All the News That’s Fit to Eat: Intersex Fish, Disappearing Birds, and Lab-Made Milk



Here’s what caught our eye in food news this week:

1. Food Safety Advocates Welcome, Criticize Foster Farms’ First-Ever Recall of Salmonella Chicken (The Oregonian)

Last week, just before the holiday weekend, Foster Farms recalled over a million pounds of chicken. But some food safety advocates feel it’s too little too late after a 16-month-long salmonella outbreak that has sickened nearly 625 people. The company insists that that it has begun to enact new food safety procedures but the Centers for Disease Control (CDC) has raised questions about how effective they are. Meanwhile, the company is battling with its insurance company over whether they should get coverage for money lost when it destroys its own products and some of that recalled meat might have been to sent to military bases.

2. Soda Tax’s Last Stand? Bay Area Preps for Showdown (Reuters)

As we’ve reported here before, San Francisco and Berkeley are both considering taxing soda much in the way that other cities currently tax cigarettes. Now, some pubic health advocates are concerned that if such a tax doesn’t pass in these liberal enclaves, it will never pass anywhere else in the country. Odds are high that the taxes could pass because “supporters of the tax say they’re better organized to battle such tactics. They’re hitting the streets to educate voters and plan to run TV ads, work phone banks and mail fliers.”

3. Agriculture Industry Seeks to Create Right to Farm (Houston Chronicle)

Some powerful agriculture interests want to declare farming a right at the state level as part of a wider campaign to protect the large agribusinesses from criticism over genetically engineered crops and animal welfare issues. Similar to ag-gag bills, this proposed “right to farm” legislation is intended to stop good food advocates activists in their tracks. Two measures already passed in Indiana and North Dakota, and there are two more up for vote in Missouri and Oklahoma later this year. (Note: We’ll have more on the site about these bills in the coming weeks.)

4. Intersex Fish Found in Pennsylvania Rivers Spur Search for Chemicals (Los Angeles Times)

Male fish were found carrying eggs in the Susquehanna, Delaware and Ohio river basins due to exposure to endocrine-disrupting chemicals. “The sources of estrogenic chemicals are most likely complex mixtures from both agricultural sources, such as animal wastes, pesticides and herbicides, and human sources from wastewater treatment plant effluent and other sewage discharges,” the lead author of the U.S. Geological Survey (USGS) study told the Times. Also a factor, a hormone called estrone, often found in wastewater plants and runoff from factory animal farms.

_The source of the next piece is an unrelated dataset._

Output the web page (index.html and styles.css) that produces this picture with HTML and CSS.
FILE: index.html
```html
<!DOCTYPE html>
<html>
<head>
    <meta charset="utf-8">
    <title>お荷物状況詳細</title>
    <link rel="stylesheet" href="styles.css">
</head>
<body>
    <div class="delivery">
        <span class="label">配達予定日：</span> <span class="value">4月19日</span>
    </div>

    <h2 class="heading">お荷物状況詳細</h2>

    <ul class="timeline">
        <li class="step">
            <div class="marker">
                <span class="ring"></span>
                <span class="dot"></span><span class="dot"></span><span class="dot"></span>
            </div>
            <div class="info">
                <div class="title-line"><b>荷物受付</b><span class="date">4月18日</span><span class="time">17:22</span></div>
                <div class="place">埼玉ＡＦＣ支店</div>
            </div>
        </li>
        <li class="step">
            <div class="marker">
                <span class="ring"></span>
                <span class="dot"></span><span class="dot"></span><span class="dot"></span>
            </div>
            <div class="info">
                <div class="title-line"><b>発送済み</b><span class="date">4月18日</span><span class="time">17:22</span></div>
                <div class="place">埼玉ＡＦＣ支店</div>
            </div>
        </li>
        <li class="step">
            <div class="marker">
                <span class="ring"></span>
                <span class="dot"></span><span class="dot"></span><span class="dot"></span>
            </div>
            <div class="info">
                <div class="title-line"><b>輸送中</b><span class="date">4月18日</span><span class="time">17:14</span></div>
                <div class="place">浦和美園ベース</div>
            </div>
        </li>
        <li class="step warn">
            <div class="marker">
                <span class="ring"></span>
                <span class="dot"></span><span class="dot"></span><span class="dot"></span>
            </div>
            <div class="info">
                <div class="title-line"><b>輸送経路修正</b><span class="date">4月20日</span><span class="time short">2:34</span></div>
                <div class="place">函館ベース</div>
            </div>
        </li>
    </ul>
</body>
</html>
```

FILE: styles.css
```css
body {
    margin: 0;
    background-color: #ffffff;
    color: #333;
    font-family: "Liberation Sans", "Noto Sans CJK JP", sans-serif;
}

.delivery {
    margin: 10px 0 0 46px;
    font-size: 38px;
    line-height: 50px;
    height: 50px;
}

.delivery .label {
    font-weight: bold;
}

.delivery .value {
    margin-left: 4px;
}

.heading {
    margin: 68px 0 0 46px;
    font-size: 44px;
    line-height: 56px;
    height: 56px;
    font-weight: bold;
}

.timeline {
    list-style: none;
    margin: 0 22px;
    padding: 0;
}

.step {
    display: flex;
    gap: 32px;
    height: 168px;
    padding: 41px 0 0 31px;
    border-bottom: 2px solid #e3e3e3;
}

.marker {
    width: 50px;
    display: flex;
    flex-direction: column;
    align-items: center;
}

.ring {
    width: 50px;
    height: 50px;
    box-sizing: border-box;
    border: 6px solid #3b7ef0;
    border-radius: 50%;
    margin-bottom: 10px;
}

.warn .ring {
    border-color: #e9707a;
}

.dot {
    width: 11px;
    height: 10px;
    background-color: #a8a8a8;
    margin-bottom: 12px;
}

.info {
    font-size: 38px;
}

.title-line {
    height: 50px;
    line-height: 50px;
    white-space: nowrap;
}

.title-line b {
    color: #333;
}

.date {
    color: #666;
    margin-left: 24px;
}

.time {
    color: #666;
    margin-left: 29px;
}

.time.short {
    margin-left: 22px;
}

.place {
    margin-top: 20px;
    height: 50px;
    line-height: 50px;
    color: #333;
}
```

5. Pesticides Linked to Recent Fall in Farmland Bird Numbers (The Guardian)

Neonicotinoids, the world’s most widely used insecticides, have already been widely linked to the loss of honeybees and other pollinators. Now, a study published in the journal Nature shows that bird populations in the Netherlands “fell most sharply in those areas where neonicotinoid pollution was highest.” According to the Guardian, “The finding represents a significant escalation of the known dangers of the insecticides.” In other words, this is getting real people.

6. Jerry Brown Signs Bill Allowing Wine Tasting at Farmers’ Markets (Sacramento Bee)

California’s Governor Jerry Brown has agreed to allow winegrowers who bottle their own wine to offer “instructional” tastings at farmers’ markets around the state. Customers are only allowed to taste to three ounces at a time and the tasting will take place in an area cordoned off from the rest of the farmers’ market by a rope or other barrier, says the Sacramento Bee.

7. The U.S. Wants To Force GMO Seeds On Salvadoran Farmers, But They’re Resisting (International Business Times)

A stipulation in a $277 million U.S. aid package would have indirectly required Salvadoran farmers to buy Monsanto’s GMO corn and bean seeds rather than saving seeds or sourcing them locally, according to a report by the nonprofit Truthout.org. Farmers were also concerned that the company would offer them “expired seeds that they weren’t able to distribute elsewhere.”The U.S. Embassy in San Salvador said in an online statement that “the U.S. government concern with the [Salvadoran] Ministry of Agriculture’s procurement program is completely unrelated to the purchase of genetically modified seeds.”

8. Would You Drink a Pint of Man-Made Cows’ Milk? (Daily Mail)

The scientists at the biotech start-up Muufri expect to debut their first batch of cow-free milk by 2015 and hope it hits the shelf within three years. The intent, says the company, is to reduce our dependence on animal agriculture.

“We asked ourselves, what is the product? It’s not the cow, it’s the milk the cow produces,” they told the Daily Mail. Unlike Shmeat (fake meat), which is still prohibitively costly to make on a commercial scale, faux milk is made up of six proteins and eight fats–a combo Muufri says they expect to be able to reproduce and market in the form of a do-it-yourself kit.